The trend is most obvious for the piano,
though string players are also showing impressive skills at an
ever-younger age. In a nod to the youthful trend, the prominent Van
Cliburn piano competition recently announced that it will add contests
for 13- to 17-year-olds. The American Protégé competition already
features a category for players from ages 6 to 10, and next year New
York’s Kaufman Music Center will hold its second International Youth
Piano Competition, open to players ages 7 to 17.
“Today
most young musicians winning competitions are Asian,” notes Murray
McLachlan, a teacher at Manchester, England’s famous Chetham’s School of
Music. “They dominate music making at both the school and the
conservatory level.” With China reportedly having 30 million young
pianists, the fact that a number of them are winning competitions may
not be surprising. But, says McLachlan, an acclaimed performer, Chinese
children succeed at the keyboard because their families value the work
ethic that piano playing demands. An increasing number of Chinese
prodigies attend European and American music schools and conservatories.
Move Over, Beethoven
There
have, of course, always been prodigies. Six-year-old Wolfgang Amadeus
Mozart dazzled 18th century dukes and monarchs with his skills on the
keyboard and the violin, and already had several compositions under his
belt. Daniel Barenboim, the Argentinean-born pianist, performed in
Vienna when he was 8, and Anne-Sophie Mutter, the German violinist, made
her international debut at 13. But they were true prodigies, young
musicians who combined technical brilliance with promising artistry.
Today, by contrast, there are so many young star performers that age
alone seems to mark their value. Would Kevin be performing on the CBC,
and Alma on The Ellen DeGeneres Show, if they were 15 or even
10 years old? “The danger is that we’re creating machines that can play
any piece at any speed,” says Gabriela Montero, the celebrated
Venezuelan pianist, who was herself a child prodigy.
“It’s a worrisome trend because it highlights early
achievement rather than substance and artistry,” says Kaplinsky. “I see
16-year-olds who are lamenting the fact that they haven’t performed at
Carnegie Hall yet.” But the age race is hardly surprising: It’s much
easier to measure years than artistry, and it makes for better
headlines. On a recent visit to China, one leading impresario listened
to several young virtuosos seeking European concert representation,
among them a 9-year-old. Against such competition, a 10- or 11-year-old
almost seems like a loser.
In the 1996 film Shine,
Geoffrey Rush plays David Helfgott, the British pianist who as a teen
buckles under immense pressure to succeed and suffers a mental
breakdown. That’s an extreme reaction, but prodigies don’t always go on
to great success as adult artists.
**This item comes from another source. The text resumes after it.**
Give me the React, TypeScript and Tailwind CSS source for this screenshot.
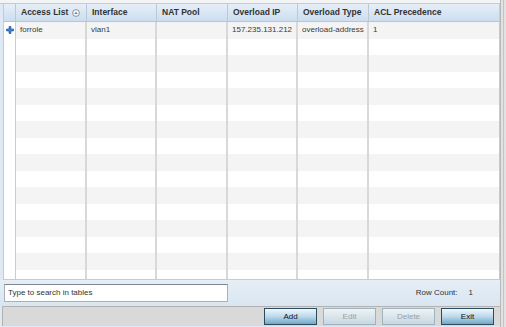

In fact, childhood success has little
impact on a musician’s career. “Early accomplishment means nothing in
the long run,” says Kaplinsky. “Child musicians delight audiences
because it’s fun seeing somebody so young doing so much, but some of
them burn out.” That may provide some consolation—or schadenfreude—to those 16-year-olds who’ve yet to play Carnegie Hall.
For
those who lack artistic goals and have simply mastered the technique to
wow parents, teachers and audiences, the fall from child star to
teenager will cause anguish, along with anger at mums and dads who took
their tiger parenting too seriously.
The proof of the
real talent of prodigies is whether they’ll blow audiences away with
their performances in 20 years’ time. Mozart went on to have a pretty
respectable career, and Barenboim—now also a conductor—remains a titan
of the music world, as does Mutter.
“The transition
from child prodigy to adult artist is a very difficult one,” says
Montero, who made her concert debut at 8 but gave up playing the piano
10 years later. “As an artist, you have to have something to say, but
you don’t have anything to say if you’ve spent your life in a practice
room.” Armed with life experience and an artistic voice, Montero
returned to the keyboard at 20.
Kaplinsky says that
conservatories should support early achievers only if they exhibit
artistic potential as well. “We’ve had kids come in to audition and play
note-perfect, but we felt there was a musical vacuum behind their
performance and didn’t offer them admission,” she says. Juilliard
occasionally offers a place to a young musician who’s not technically
brilliant but shows artistic potential.
Nevertheless,
with 9-year-old virtuosos now run-of-the-mill, it may take more than
practice, practice, practice for future prodigies to get on The Ellen DeGeneres Show.
Most musicians would agree with Montero, who calls musical performances
without personal interpretation simply a “numbers game of faster and
younger.”
“Obviously, musicians have to work hard, and
the younger the better,” says McLachlan, “but the main thing is to be in
love with music.”
There is, in other words, still hope for those 14-year-old stragglers.